Conclusion: Scaling Preprocessing for the Modern ML Era
Building a preprocessing framework that scales isn't just about handling bigger datasets—it's about creating a system that grows with your needs while maintaining reliability, cost-effectiveness, and speed.
Our framework has been evolving through years of real-world use with massive Apache datasets, enterprise data lakes, and production ML systems. The key insights we've learned:
1. Start with Understanding: Never skip the data profiling phase. The time invested upfront saves exponentially more time later.
2. Design for Scale from Day One: Even if your current dataset is small, build with scale in mind in cloud. Retrofitting scalability is much harder than designing for it.
3. Embrace the Cloud Native Approach: Modern preprocessing belongs in the cloud, with auto-scaling, GPU acceleration, and managed services doing the heavy lifting.
4. Monitor Everything: You do not have Debug in production so you need to develop comprehensive yet low overhead monitoring for Health of the services as well as Real Time data and experimentation. Track data quality, performance, and costs continuously.
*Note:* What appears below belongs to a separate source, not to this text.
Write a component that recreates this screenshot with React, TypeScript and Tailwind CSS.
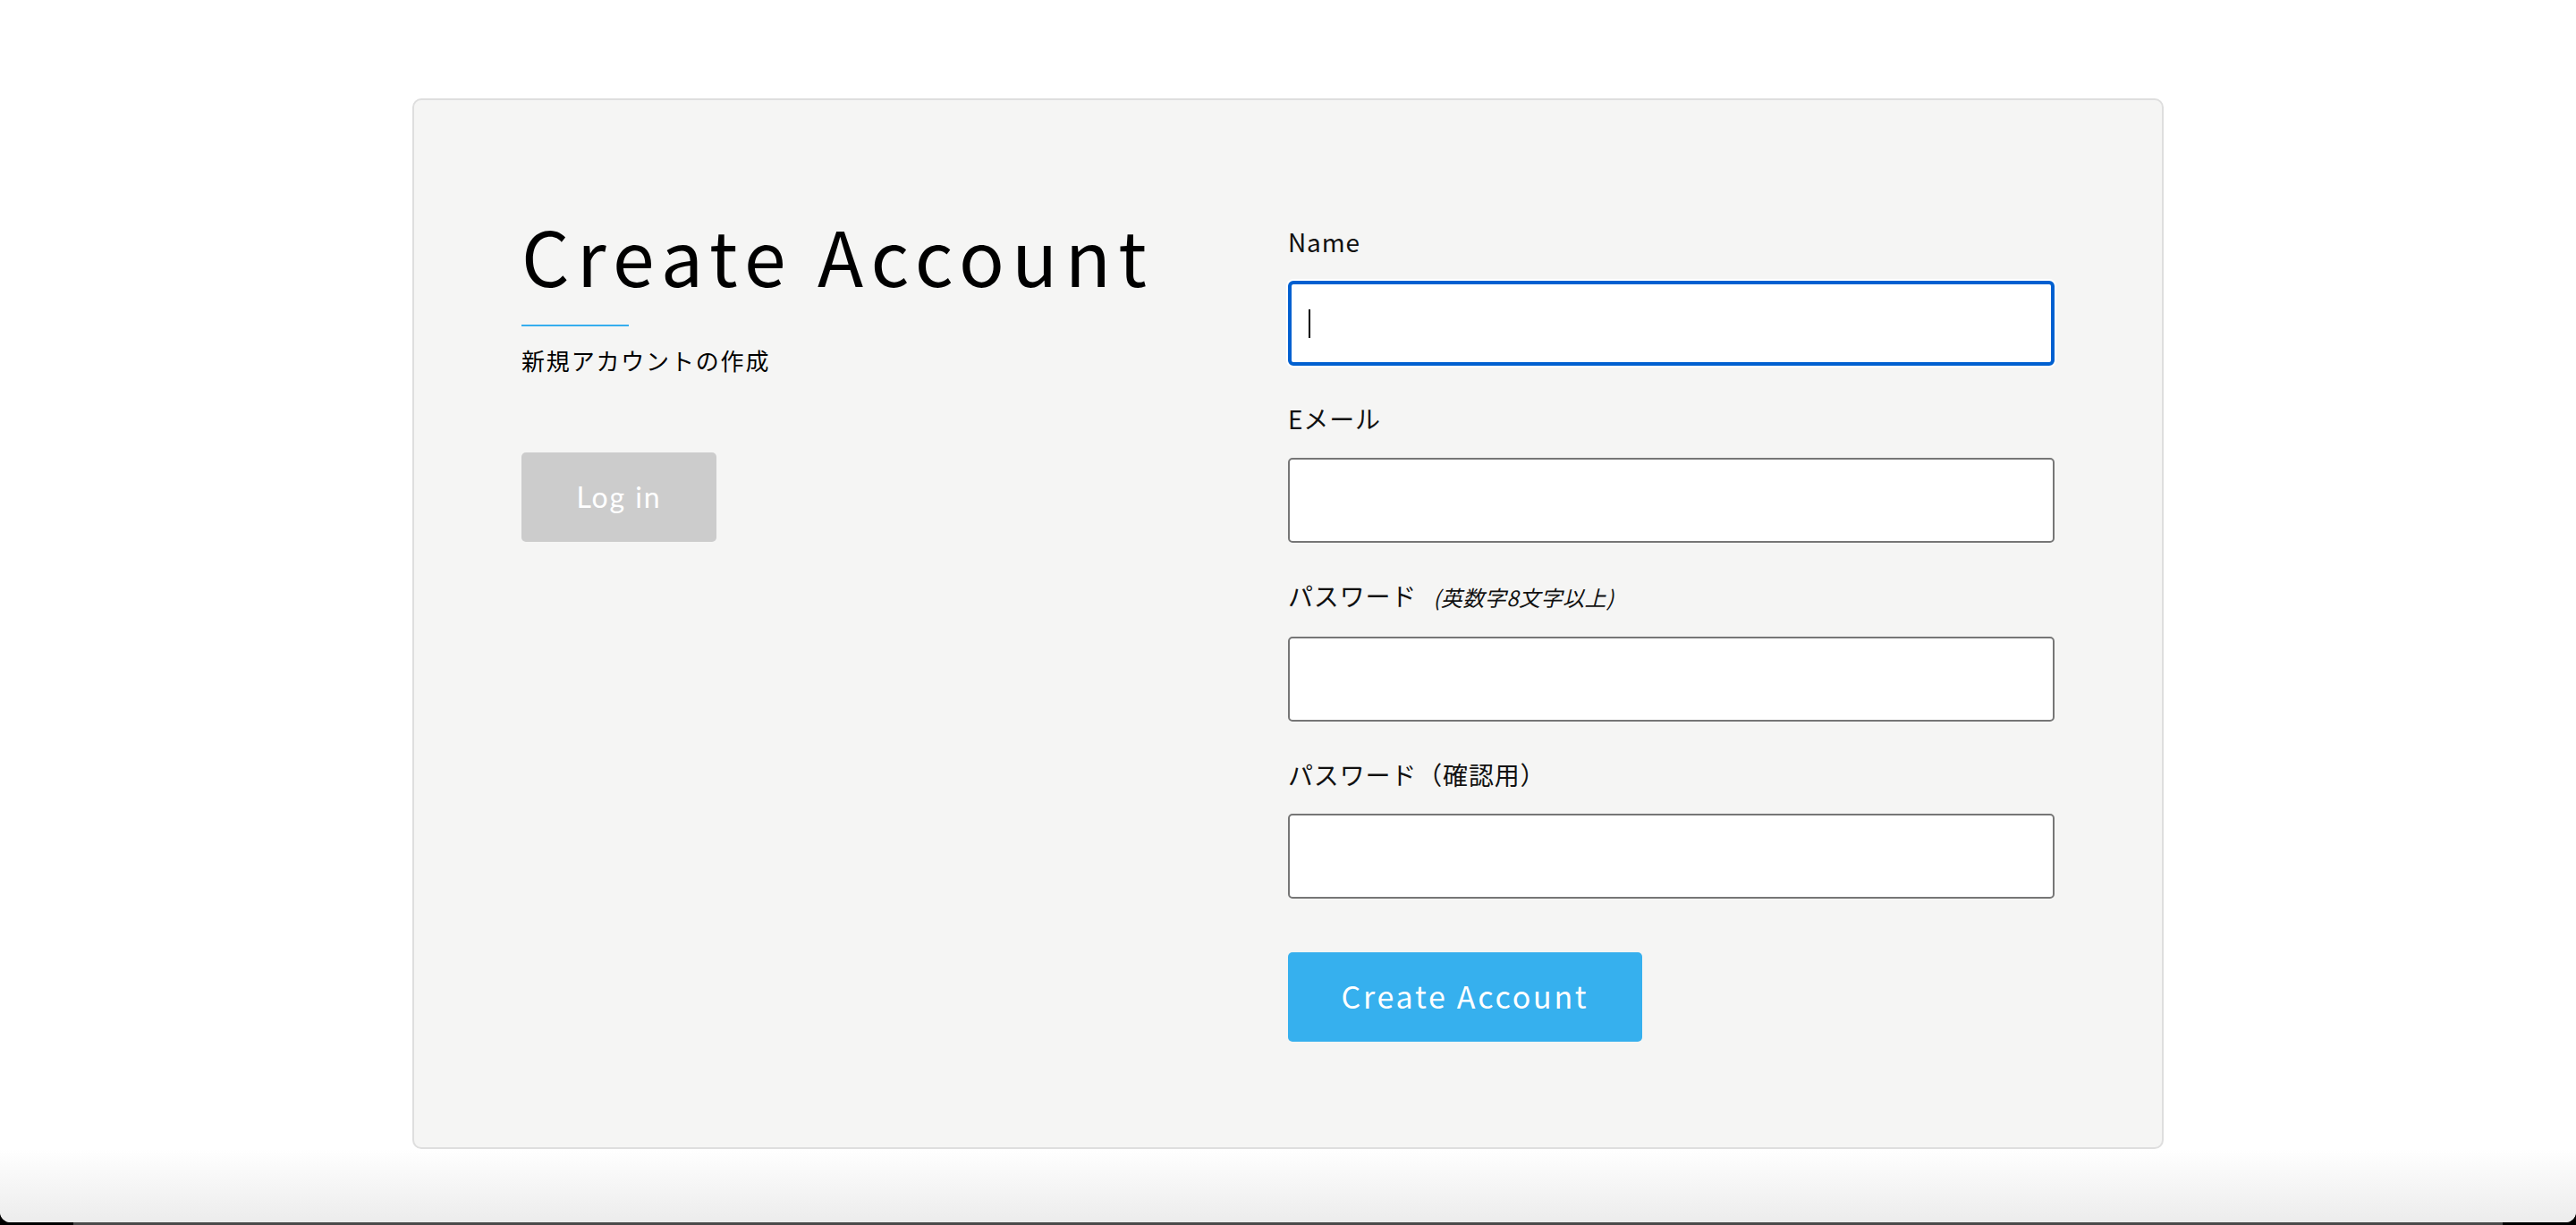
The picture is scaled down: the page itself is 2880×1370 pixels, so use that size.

5. Optimize Iteratively: You cannot develop everything perfect in the first go, you should not even try this. Experiment, learn and adapt interactively. Build, measure, learn, and optimize in cycles.
The future of ML preprocessing is distributed, GPU-accelerated, and increasingly automated. By adopting frameworks like ours, you are preparing yourself for the Future when dataset sizes will be even larger.
Whether you're processing Apache Hadoop logs, cleaning IoT sensor data, or preparing social media datasets for analysis, the principles remain the same: understand your data, design for scale, leverage cloud infrastructure, and never stop optimizing.